Small charities have always faced constraints, but Bunce says charities have had to work with less and less over the past five years. "You can absorb that for a little bit, but after a while it becomes too much," she says.
There are no reliable figures on how many small organisations have closed in recent years, but Streets says he hears the same story in grant applications about organisations struggling to cope with cuts in local authority funding.
Young points out that closure alone might not paint the whole picture because some charities remain open but reduce their hours or services to survive.
One oft-touted solution to the funding problems of the sector is social investment, but this is something that small charities struggle to exploit, says Locality's Armstrong. "The government's guilty of seeing social investment as the answer to a lot of things, but many services are very difficult to make profitable, and the products are just not cheap enough or at the right scale for smaller charities."
Streets is even less impressed, describing social investment as a "posh solution" that is applicable to only a small number of issues in a small number of places.
The government is similarly excited about the opportunities offered by devolution. But Streets warns this could be "an abdication of responsibility", forcing councils to make unpopular cuts. And it could lead to even bigger contracts if local authorities in neighbouring geographical areas team up to commission services, he says.
Armstrong also has concerns: "The general view is that devolution has huge potential and could genuinely release a new wave of power flowing directly to communities. The opportunities come with risks, but community groups need to be part of the discussion."
For Streets, funders have a crucial role to play in supporting small charities, particularly helping to fund their core costs and "not just sexy pilot projects".

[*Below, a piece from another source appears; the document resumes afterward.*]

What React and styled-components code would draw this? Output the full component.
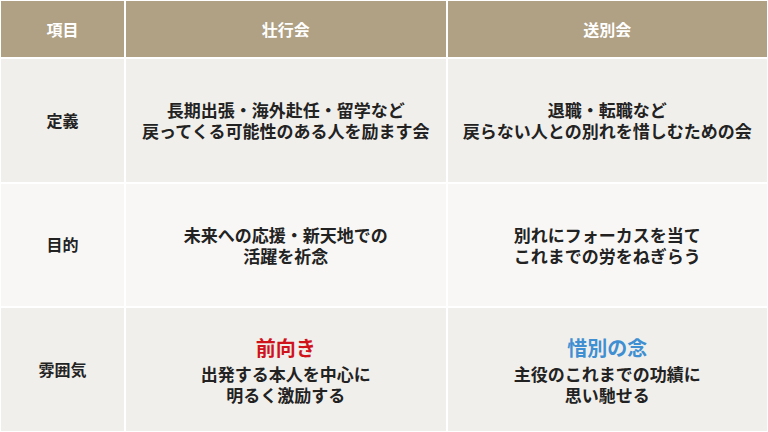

There are signs that change is starting to happen. In December, the government organised a Local Charities Day to help raise the profile of community organisations. Rob Wilson, the Minister for Civil Society, also announced a number of measures to help small charities bid for public service delivery contracts.
Armstrong says there are pockets of good practice where some councils have stopped contracts when they realise the larger provider is not delivering the service that was hoped for.

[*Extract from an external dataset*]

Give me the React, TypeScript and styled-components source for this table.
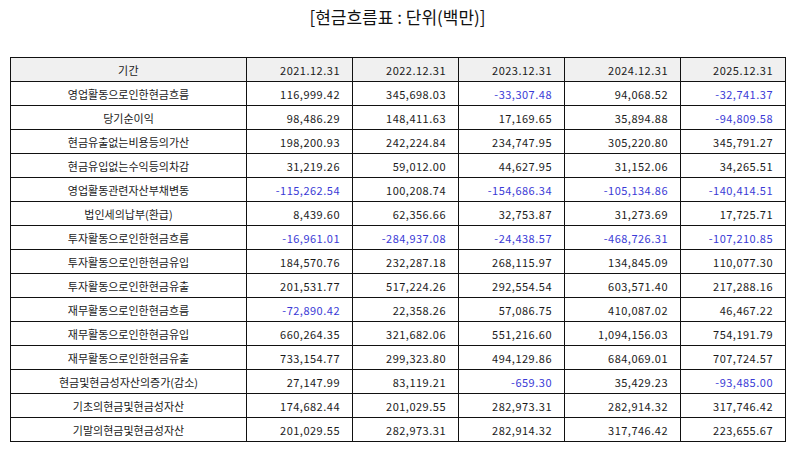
import React from "react";
import styled, { createGlobalStyle } from "styled-components";

const GlobalStyle = createGlobalStyle`
  body {
    margin: 0;
    background: #ffffff;
    font-family: "Noto Sans CJK KR", "Noto Sans", sans-serif;
    color: #1a1a1a;
  }
`;

const Page = styled.div`
  width: 795px;
  padding: 4px 10px 0;
  box-sizing: border-box;
`;

const Title = styled.h1`
  margin: 0 0 28px;
  font-size: 17px;
  font-weight: 400;
  text-align: center;
  line-height: 25px;
  color: #111;
`;

const Table = styled.table`
  width: 775px;
  border-collapse: collapse;
  table-layout: fixed;
  font-size: 11px;
`;

const HeadCell = styled.th<{ $align?: "left" | "center" | "right" }>`
  height: 23px;
  padding: 0 12px 0 0;
  border: 1px solid #111;
  background: #f0f0f0;
  font-weight: 400;
  letter-spacing: 0.5px;
  text-align: ${(p) => p.$align || "right"};
  ${(p) => (p.$align === "center" ? "padding: 0;" : "")}
`;

const LabelCell = styled.td`
  height: 23px;
  padding: 0;
  border: 1px solid #111;
  text-align: center;
`;

const ValueCell = styled.td<{ $negative?: boolean }>`
  height: 23px;
  padding: 0 12px 0 0;
  border: 1px solid #111;
  text-align: right;
  letter-spacing: 0.5px;
  color: ${(p) => (p.$negative ? "#3a3ad6" : "#1a1a1a")};
`;

const periods = [
  "2021.12.31",
  "2022.12.31",
  "2023.12.31",
  "2024.12.31",
  "2025.12.31",
];

const widths = [236, 106, 106, 106, 116, 105];

const rows: [string, string[]][] = [
  ["영업활동으로인한현금흐름", ["116,999.42", "345,698.03", "-33,307.48", "94,068.52", "-32,741.37"]],
  ["당기순이익", ["98,486.29", "148,411.63", "17,169.65", "35,894.88", "-94,809.58"]],
  ["현금유출없는비용등의가산", ["198,200.93", "242,224.84", "234,747.95", "305,220.80", "345,791.27"]],
  ["현금유입없는수익등의차감", ["31,219.26", "59,012.00", "44,627.95", "31,152.06", "34,265.51"]],
  ["영업활동관련자산부채변동", ["-115,262.54", "100,208.74", "-154,686.34", "-105,134.86", "-140,414.51"]],
  ["법인세의납부(환급)", ["8,439.60", "62,356.66", "32,753.87", "31,273.69", "17,725.71"]],
  ["투자활동으로인한현금흐름", ["-16,961.01", "-284,937.08", "-24,438.57", "-468,726.31", "-107,210.85"]],
  ["투자활동으로인한현금유입", ["184,570.76", "232,287.18", "268,115.97", "134,845.09", "110,077.30"]],
  ["투자활동으로인한현금유출", ["201,531.77", "517,224.26", "292,554.54", "603,571.40", "217,288.16"]],
  ["재무활동으로인한현금흐름", ["-72,890.42", "22,358.26", "57,086.75", "410,087.02", "46,467.22"]],
  ["재무활동으로인한현금유입", ["660,264.35", "321,682.06", "551,216.60", "1,094,156.03", "754,191.79"]],
  ["재무활동으로인한현금유출", ["733,154.77", "299,323.80", "494,129.86", "684,069.01", "707,724.57"]],
  ["현금및현금성자산의증가(감소)", ["27,147.99", "83,119.21", "-659.30", "35,429.23", "-93,485.00"]],
  ["기초의현금및현금성자산", ["174,682.44", "201,029.55", "282,973.31", "282,914.32", "317,746.42"]],
  ["기말의현금및현금성자산", ["201,029.55", "282,973.31", "282,914.32", "317,746.42", "223,655.67"]],
];

const App = () => {
  return (
    <Page>
      <GlobalStyle />
      <Title>[현금흐름표 : 단위(백만)]</Title>
      <Table>
        <colgroup>
          {widths.map((w, i) => (
            <col key={i} style={{ width: w }} />
          ))}
        </colgroup>
        <thead>
          <tr>
            <HeadCell $align="center">기간</HeadCell>
            {periods.map((p) => (
              <HeadCell key={p}>{p}</HeadCell>
            ))}
          </tr>
        </thead>
        <tbody>
          {rows.map(([label, values]) => (
            <tr key={label}>
              <LabelCell>{label}</LabelCell>
              {values.map((v, i) => (
                <ValueCell key={i} $negative={v.startsWith("-")}>
                  {v}
                </ValueCell>
              ))}
            </tr>
          ))}
        </tbody>
      </Table>
    </Page>
  );
};

export default App;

But Young believes the solution is obvious: bring back grant funding. "There seems to be a rhetoric that grants are a waste of money," she says. "But they're actually quick and easy, and there is no evidence that grants aren't spent in proper ways."
Ultimately, she says, small charities need to be making the argument for grants by pointing to the value of the services they provide.

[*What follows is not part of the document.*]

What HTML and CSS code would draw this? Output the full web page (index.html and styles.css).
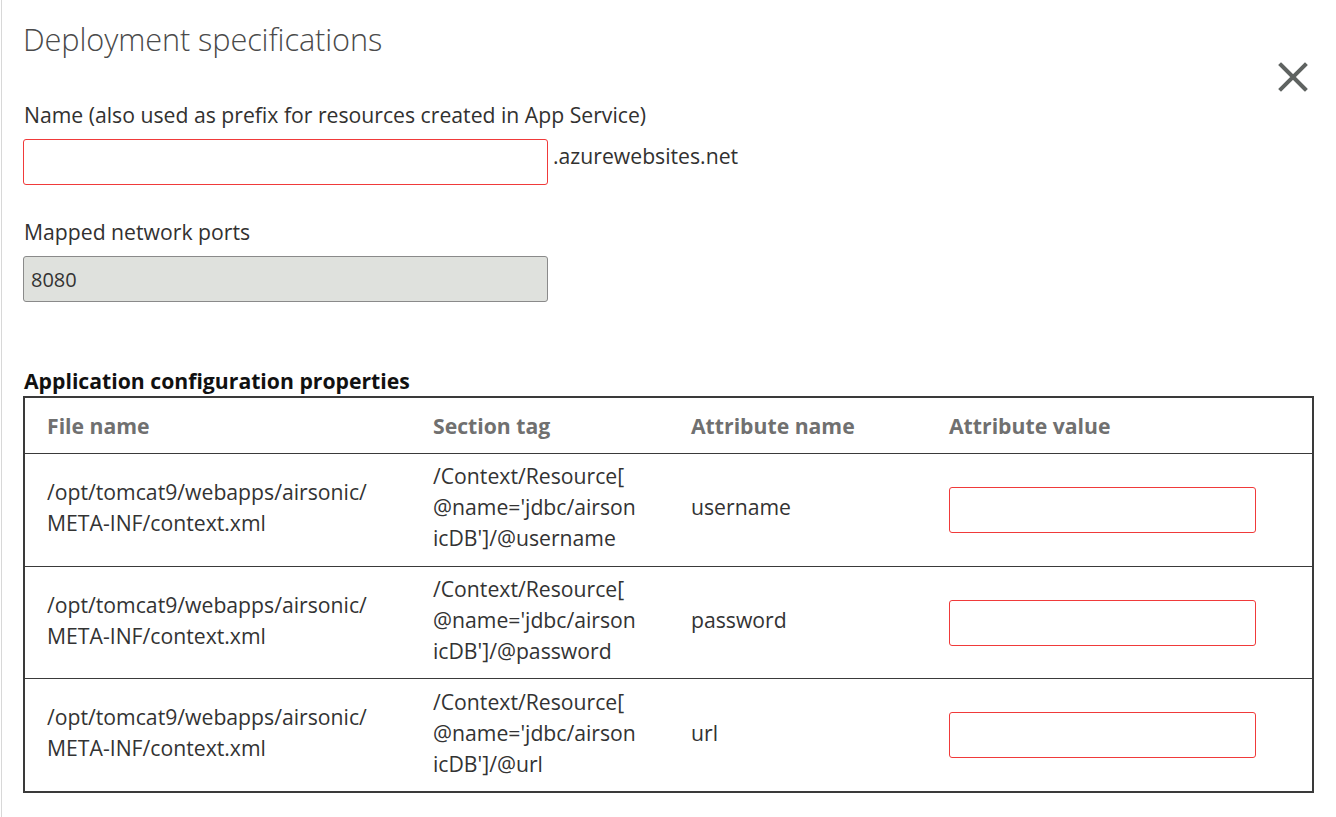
FILE: index.html
```html
<!DOCTYPE html>
<html>
<head>
<meta charset="utf-8">
<link rel="stylesheet" href="styles.css">
</head>
<body>
<div class="panel">
  <h1 class="title">Deployment specifications</h1>
  <button class="close" aria-label="Close">
    <svg width="30" height="30" viewBox="0 0 30 30"><path d="M3 3 L27 27 M27 3 L3 27" stroke="#5f6361" stroke-width="4" stroke-linecap="square"/></svg>
  </button>

  <div class="field">
    <label class="label">Name (also used as prefix for resources created in App Service)</label>
    <div class="row">
      <input class="input invalid" type="text">
      <span class="suffix">.azurewebsites.net</span>
    </div>
  </div>

  <div class="field field-ports">
    <label class="label">Mapped network ports</label>
    <input class="input disabled" type="text" value="8080" disabled>
  </div>

  <h2 class="section">Application configuration properties</h2>
  <div class="table">
    <div class="tr th">
      <div class="cell">File name</div>
      <div class="cell">Section tag</div>
      <div class="cell">Attribute name</div>
      <div class="cell">Attribute value</div>
    </div>
    <div class="tr">
      <div class="cell">/opt/tomcat9/webapps/airsonic/<br>META-INF/context.xml</div>
      <div class="cell">/Context/Resource[<br>@name='jdbc/airson<br>icDB']/@username</div>
      <div class="cell">username</div>
      <div class="cell cell-input"><input class="input invalid small" type="text"></div>
    </div>
    <div class="tr">
      <div class="cell">/opt/tomcat9/webapps/airsonic/<br>META-INF/context.xml</div>
      <div class="cell">/Context/Resource[<br>@name='jdbc/airson<br>icDB']/@password</div>
      <div class="cell">password</div>
      <div class="cell cell-input"><input class="input invalid small" type="text"></div>
    </div>
    <div class="tr">
      <div class="cell">/opt/tomcat9/webapps/airsonic/<br>META-INF/context.xml</div>
      <div class="cell">/Context/Resource[<br>@name='jdbc/airson<br>icDB']/@url</div>
      <div class="cell">url</div>
      <div class="cell cell-input"><input class="input invalid small" type="text"></div>
    </div>
  </div>
</div>
</body>
</html>
```

FILE: styles.css
```css
html, body {
  margin: 0;
  padding: 0;
  background: #fff;
}
body {
  font-family: "Open Sans", "Noto Sans", sans-serif;
  color: #333;
  padding-left: 1px;
}
.panel {
  position: relative;
  border-left: 1px solid #d8d8d8;
  min-height: 817px;
  box-sizing: border-box;
  padding: 19px 22px 0 21px;
}
.title {
  margin: 0;
  font-weight: 300;
  font-size: 30.7px;
  line-height: 40px;
  color: #4a4a4a;
  letter-spacing: -0.1px;
}
.close {
  position: absolute;
  top: 62px;
  right: 28px;
  background: none;
  border: 0;
  padding: 0;
  width: 30px;
  height: 30px;
}
.field {
  margin-top: 42px;
}
.label {
  display: block;
  font-size: 21.2px;
  line-height: 28px;
  color: #323130;
  margin-left: 1px;
}
.row {
  display: flex;
  align-items: flex-start;
  margin-top: 10px;
}
.input {
  box-sizing: border-box;
  width: 525px;
  height: 46px;
  border: 1px solid #8a8886;
  border-radius: 3px;
  font-family: inherit;
  font-size: 20px;
  padding: 0 7px;
  background: #fff;
  outline: none;
  display: block;
}
.input.invalid {
  border-color: #f03a3a;
}
.input.disabled {
  background: #dfe1dd;
  border-color: #8a8a8a;
  color: #333;
  margin-top: 10px;
}
.suffix {
  font-size: 21.2px;
  line-height: 28px;
  color: #323130;
  margin-left: 5px;
  margin-top: 3px;
}
.field-ports {
  margin-top: 33px;
}
.section {
  margin: 65px 0 0 1px;
  font-size: 21.2px;
  line-height: 28px;
  font-weight: 700;
  color: #111;
}
.table {
  margin-top: 1px;
  border: 2px solid #3a3a3a;
  width: 1291px;
  box-sizing: border-box;
  display: flex;
  flex-direction: column;
}
.tr {
  display: grid;
  grid-template-columns: 386px 258px 258px 1fr;
  height: 112.7px;
  align-items: center;
  border-top: 1px solid #3a3a3a;
  box-sizing: border-box;
}
.tr.th {
  height: 55px;
  border-top: 0;
}
.tr.th .cell {
  font-weight: 700;
  color: #707070;
  padding-bottom: 0;
}
.cell {
  padding-left: 22px;
  padding-bottom: 6px;
  font-size: 21.2px;
  line-height: 31px;
  color: #333;
}
.cell.cell-input {
  padding-bottom: 0;
}
.input.small {
  width: 307px;
  height: 46px;
}
```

Cleeveley says that small charities, and the infrastructure bodies that serve them, need to work on changing how they are perceived by the public, by the sector and by commissioners.
"I think we need to be careful about pretending that small charities can solve all of society's problems, but I think they can ease them," he says. "I think part of it is we need to get better at demonstrating the impact of what we do."
Case study: Iceni Ipswich
In 2011, Iceni Ipswich, a charity that deals with families affected by addiction and mental health issues, was coasting along on a local authority contract it had held for the previous eight years.
The charity had exceeded every target, says Brian Tobin, the charity's chief executive, and the contract brought in just enough to keep the service running.
So Tobin had a nasty shock when the council announced it was putting the contract out to tender as part of a £5m contract. "Our turnover was £300,000, so it was pointless - we couldn't even participate in the process," Tobin says. "We were very close to winding up the organisation."
The charity stayed afloat partly because of a transitional grant, which covered half of the shortfall, but also because of the support of the local community: donations from churches, football clubs and individuals made up the rest.
Now a third of its funding comes from statutory sources, another third from donations and grants and the final third from earned income.
"We had all our eggs in one basket, which I think is how many charities have been caught out," Tobin says.
In a twist of fate, when the same contract was retendered last year, Iceni was part of the winning consortium.
Tobin says this particular deal gives Iceni a lot of freedom to run the services, but points out that such arrangements often end up as "shotgun marriages" in which the large provider pays lip service to local partners but then excludes them from decision-making.
"We need to get local authorities to look at commissioning systems," he says. "I want some evidence that these large-scale tenders achieve better outcomes and are more cost-effective."